Our situation today in the post-industrial West is different. Most of us are locked into a society that is so intensely individualistic that our ability to live in community is severely hindered. Extended family networks and friendships are strained and broken through the unceasing quest for more money, status and personal well-being. Most of us no longer have any concept of what real community might look like; or, if we do, we are repelled by it. Community can seem like poverty when we are used to being autonomous individuals, ruled only by our appetites and our need for money.
In such an environment, simply sharing the good news of Jesus is not enough. The evangelist must demonstrate a new way of living that draws women and men into stable, committed community.

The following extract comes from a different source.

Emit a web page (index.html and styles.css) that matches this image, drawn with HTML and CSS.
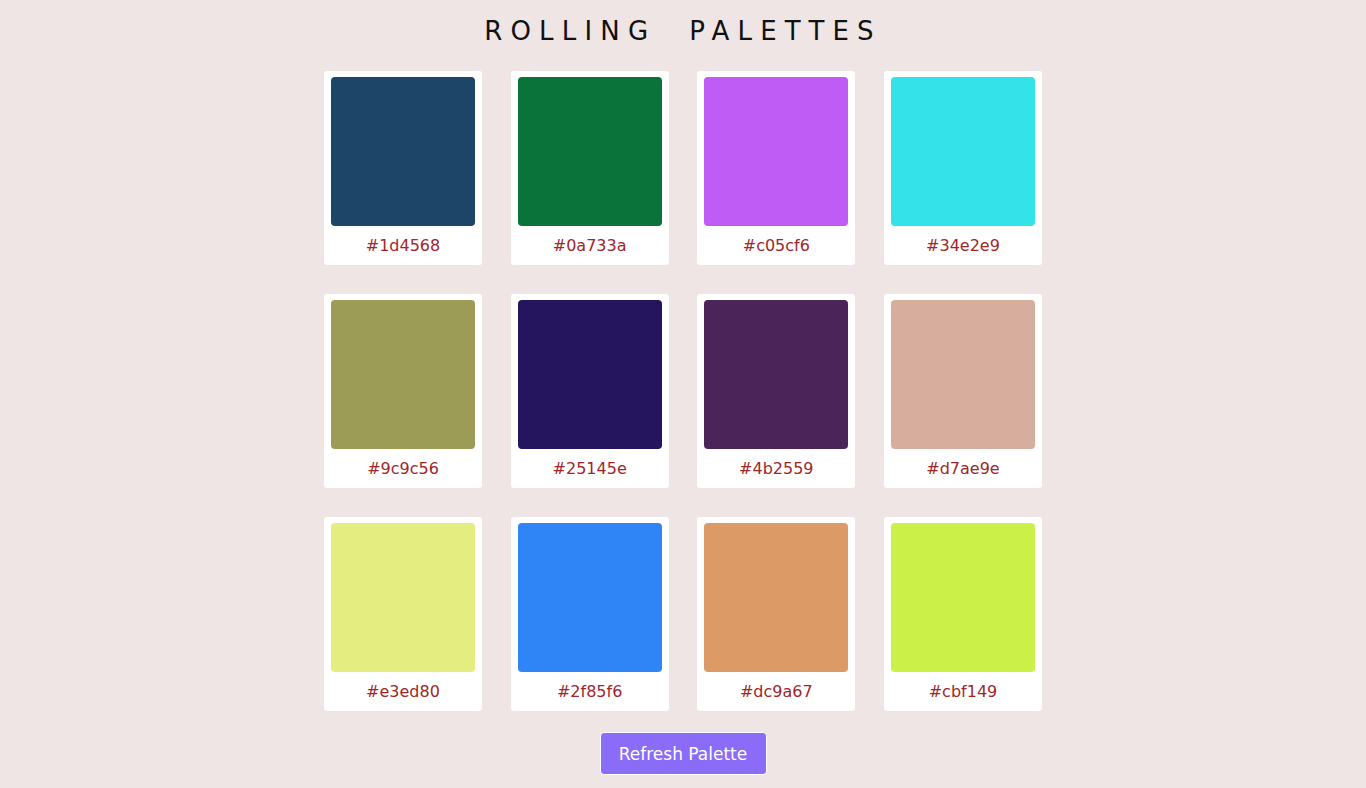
FILE: index.html
```html
<!DOCTYPE html>
<html>
<head>
<meta charset="utf-8">
<link rel="stylesheet" href="styles.css">
</head>
<body>
<h1 class="title">ROLLING&nbsp; PALETTES</h1>
<div class="grid">
  <div class="card"><div class="swatch" style="background:#1d4568"></div><div class="hex">#1d4568</div></div>
  <div class="card"><div class="swatch" style="background:#0a733a"></div><div class="hex">#0a733a</div></div>
  <div class="card"><div class="swatch" style="background:#c05cf6"></div><div class="hex">#c05cf6</div></div>
  <div class="card"><div class="swatch" style="background:#34e2e9"></div><div class="hex">#34e2e9</div></div>
  <div class="card"><div class="swatch" style="background:#9c9c56"></div><div class="hex">#9c9c56</div></div>
  <div class="card"><div class="swatch" style="background:#25145e"></div><div class="hex">#25145e</div></div>
  <div class="card"><div class="swatch" style="background:#4b2559"></div><div class="hex">#4b2559</div></div>
  <div class="card"><div class="swatch" style="background:#d7ae9e"></div><div class="hex">#d7ae9e</div></div>
  <div class="card"><div class="swatch" style="background:#e3ed80"></div><div class="hex">#e3ed80</div></div>
  <div class="card"><div class="swatch" style="background:#2f85f6"></div><div class="hex">#2f85f6</div></div>
  <div class="card"><div class="swatch" style="background:#dc9a67"></div><div class="hex">#dc9a67</div></div>
  <div class="card"><div class="swatch" style="background:#cbf149"></div><div class="hex">#cbf149</div></div>
</div>
<div class="actions"><button class="refresh">Refresh Palette</button></div>
</body>
</html>
```
FILE: styles.css
```css
html, body {
  margin: 0;
  padding: 0;
  background: #efe5e4;
  font-family: "DejaVu Sans", "Noto Sans", sans-serif;
}
.title {
  margin: 0;
  padding-top: 15px;
  height: 56px;
  box-sizing: border-box;
  text-align: center;
  font-weight: 400;
  font-size: 26px;
  letter-spacing: 8.2px;
  color: #111;
  line-height: 32px;
}
.grid {
  width: 718px;
  margin: 15px auto 0;
  display: grid;
  grid-template-columns: repeat(4, 158px);
  column-gap: 28.67px;
  row-gap: 29px;
}
.card {
  background: #fff;
  border-radius: 3px;
  padding: 6px 7px 0;
  height: 194px;
  box-sizing: border-box;
}
.swatch {
  width: 144px;
  height: 149px;
  border-radius: 4px;
}
.hex {
  text-align: center;
  color: #a0262a;
  font-size: 16px;
  line-height: 20px;
  padding-top: 10px;
}
.actions {
  display: flex;
  justify-content: center;
  margin-top: 21px;
}
.refresh {
  width: 167px;
  height: 43px;
  background: #8b6cf9;
  color: #fff;
  border: 1px solid #fff;
  border-radius: 4px;
  font-family: "DejaVu Sans", "Noto Sans", sans-serif;
  font-size: 17px;
  padding: 0;
  cursor: pointer;
}
```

In a society such as ours, genuine community is a striking witness to the power of the gospel.
This witness requires a different model of ministry from that of Paul or George Fox. I believe that the work that God is calling me to has far more in common with that of Benedict of Nursia. Benedict is considered the founder of Western Christian monasticism. He lived and ministered during the collapse of the Roman Empire, when civilization was falling apart and human community was in great danger. In this context, Benedict offered a new way of life – a disciplined community in which women and men could live faithful Christian lives. In the midst of social chaos and confusion, Benedict held a space for community rooted in obedience to Jesus Christ.
In many ways, Benedict provides a more helpful model of ministry for my historical context. However, I must admit, it is a tough pill to swallow. Frankly, I find the ministry of Paul and George Fox to be far more exciting than that of Benedict. I would rather hop from place to place, preaching and helping to gather a far-flung movement. Benedict’s discipline, on the contrary, terrifies me with its admonition to stay in one place indefinitely, cultivating faithful community year after year, decade after decade. Frequently, however, God teaches me and helps me grow through those things which most challenge my natural inclinations. Though I find Benedict’s model less appealing, I sense that it fits better with what God is calling me to.
I am convinced that the work that is needed here in Washington, DC is not primarily the fast, mobile ministry of George Fox or Paul. Instead, I believe Christ is calling me to the slow, patient work of cultivating the vineyard of God’s people. I am here for the long haul. As long as it takes. As long as God requires.